I want to replace all strings in a column with following:
strings new_strings
ABC_MNO_S3 S1
ABC_S1 S2
ABC_S2 S3
ABC_PQR_S3 S4
XYZ_MNO_S3 S5
XYZ_S1 S6
XYZ_S2 S7
XYZ_PQR_S3 S8
So whenever any of the above 'string' appear in my column 'states' I want to replace it with 'new_string' dynamically. I tried to put these list in an array and use TRANWRD
to search through the column and replace, but not working.

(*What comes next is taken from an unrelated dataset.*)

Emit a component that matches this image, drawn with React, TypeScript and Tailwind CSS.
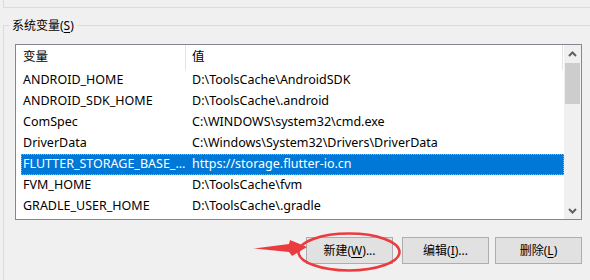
import React from "react";

const rows: [string, string][] = [
  ["ANDROID_HOME", "D:\\ToolsCache\\AndroidSDK"],
  ["ANDROID_SDK_HOME", "D:\\ToolsCache\\.android"],
  ["ComSpec", "C:\\WINDOWS\\system32\\cmd.exe"],
  ["DriverData", "C:\\Windows\\System32\\Drivers\\DriverData"],
  ["FLUTTER_STORAGE_BASE_URL", "https://storage.flutter-io.cn"],
  ["FVM_HOME", "D:\\ToolsCache\\fvm"],
  ["GRADLE_USER_HOME", "D:\\ToolsCache\\.gradle"],
];

function Chevron({ up }: { up: boolean }) {
  return (
    <svg width="9" height="6" viewBox="0 0 9 6">
      <polyline
        points={up ? "1,5 4.5,1.5 8,5" : "1,1 4.5,4.5 8,1"}
        fill="none"
        stroke="#606060"
        strokeWidth="2"
      />
    </svg>
  );
}

function Btn({ label, hot, suffix, className }: { label: string; hot: string; suffix: string; className: string }) {
  return (
    <div
      className={
        "w-[87px] h-[27px] flex items-center justify-center bg-[#e1e1e1] border border-[#adadad] text-black " +
        className
      }
    >
      <span>
        {label}(<span className="underline underline-offset-2">{hot}</span>){suffix}
      </span>
    </div>
  );
}

export default function App() {
  return (
    <div
      className="relative w-[590px] h-[280px] overflow-hidden bg-[#f0f0f0] text-[12px] text-black"
      style={{ fontFamily: '"Noto Sans", "Noto Sans CJK SC", sans-serif' }}
    >
      <div className="ml-[3px] h-[8px] border-l border-b border-[#dcdcdc]" />
      <div className="ml-[3px] mt-[17px] h-[300px] border-l border-t border-[#dcdcdc]">
        <div className="-mt-[9px] ml-[5px] w-fit px-[3px] bg-[#f0f0f0] leading-[18px]">
          系统变量(<span className="underline underline-offset-2">S</span>)
        </div>
        <div className="ml-[11px] mt-[9px] w-[567px] h-[176px] border border-[#828790] bg-white flex">
          <div className="w-[548px] flex flex-col">
            <div className="h-[25px] flex text-[12.5px]">
              <div className="w-[170px] pl-[7px] flex items-center border-r border-[#e5e5e5]">变量</div>
              <div className="w-[377px] pl-[6px] flex items-center border-r border-[#e5e5e5]">值</div>
            </div>
            {rows.map(([k, v], i) => {
              const sel = i === 4;
              return (
                <div
                  key={k}
                  className={
                    "ml-[5px] h-[21px] flex items-center text-[12.5px] " +
                    (sel
                      ? "bg-[#0078d7] text-white outline-1 outline-dotted outline-[#ff9a3c] -outline-offset-1"
                      : "")
                  }
                >
                  <div className="w-[171px] pl-[2px] pr-[5px] truncate whitespace-nowrap">{k}</div>
                  <div className="flex-1 whitespace-nowrap">{v}</div>
                </div>
              );
            })}
          </div>
          <div className="w-[17px] bg-[#f0f0f0] flex flex-col">
            <div className="h-[17px] flex items-center justify-center">
              <Chevron up />
            </div>
            <div className="mt-[1px] mx-[1px] h-[41px] bg-[#cdcdcd]" />
            <div className="flex-1" />
            <div className="h-[17px] flex items-center justify-center">
              <Chevron up={false} />
            </div>
          </div>
        </div>
        <div className="mt-[17px] ml-[302px] flex">
          <Btn label="新建" hot="W" suffix="..." className="" />
          <Btn label="编辑" hot="I" suffix="..." className="ml-[9px]" />
          <Btn label="删除" hot="L" suffix="" className="ml-[6px]" />
        </div>
      </div>
      <svg className="absolute left-0 top-0 pointer-events-none" width="590" height="280" viewBox="0 0 590 280">
        <polygon points="253,248.5 289,244 290,240 307,247 292,256 289,252" fill="#ec3b3f" />
        <ellipse cx="349" cy="252" rx="50.5" ry="18.5" fill="none" stroke="#ec3b3f" strokeWidth="2.6" />
      </svg>
    </div>
  );
}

My column states and the desired output looks like following:
states states_result
TR_ABC_MNO_S3_ABC_S2 TR_S1_S3
TR_ABC_S1_ABC_S2 TR_S2_S3
Segment Segment
ABC_PQR_S3 S4
TR_XYZ_MNO_S3_XYZ_S2 TR_S5_S7
Year Year
St_XYZ_S2 St_S7
Could you please help? Thanks!
Sourav:
Because you mentioned TRANWRD
I will presume the strings
values can be found embedded within a states
value. The key to effective use of TRANWRD
is to TRIM
the values when variables are used for the target and replacement arguments.
Replacement concerns:
TRANWRD
will work if there is only one target value
embedded. There is a possibility that an earlier replacement could make rise a valid replacement that was not previously obvious. Consider the following state
value:
ABC_ABC_MNO_S3
A first loop over all targets would replace ABC_MNO_S3
with S1
and yield
ABC_S1
A second loop over all targets would replace ABC_S1
with S2
and yield
S2
Tested sample:
data have;
infile cards dlm="," dsd;
length states segment year $100;
input states segment year;
datalines;
"TR_ABC_MNO_S3_ABC_S2 TR_ABC_S1_ABC_S2", "ABC_PQR_S3 TR_XYZ_MNO_S3_XYZ_S2", "St_XYZ_S2"
run;
data mappings;
length string $30 new_string $2;
input string new_string;
datalines;
ABC_MNO_S3 S1
ABC_S1 S2
ABC_S2 S3
ABC_PQR_S3 S4
XYZ_MNO_S3 S5
XYZ_S1 S6
XYZ_S2 S7
XYZ_PQR_S3 S8
run;
data want;
array maps(100,2) $50 _temporary_; * first dimension must be larger than number of mappings;
do _i_ = 1 by 1 until (lastmap);
set mappings(rename=(string=_map_from new_string=_map_to)) end=lastmap;
maps(_i_,1) = _map_from;
maps(_i_,2) = _map_to;
end;
length status $12 _result $200;
do until (lastdata);
set have end=lastdata;
array targets states segment year;
status = 'ORIGINAL';
output;
do _i_ = 1 to dim(targets);
_result = targets[_i_];
_guard = 1;
do until (_noreplacement or _guard >= 10);
_noreplacement = 1;
do _j_ = 1 to dim(maps,1) while(maps(_j_,1) ne '');
if index(_result,trim(maps(_j_,1))) then do;
* put _result ': ' maps(_j_,1) '-> ' maps(_j_,2);
_result = tranwrd(_result, trim(maps(_j_,1)), trim(maps(_j_,2)));
_noreplacement = 0;
end;
end;
end;
if (_guard > 10) then do;
put 'WARNING: Guard limit 10 reached, mappings may be cycling.' _result;
end;
targets[_i_] = _result;
end;
status = 'MAPS APPLIED';
output;
end;
stop;
drop _:;
run;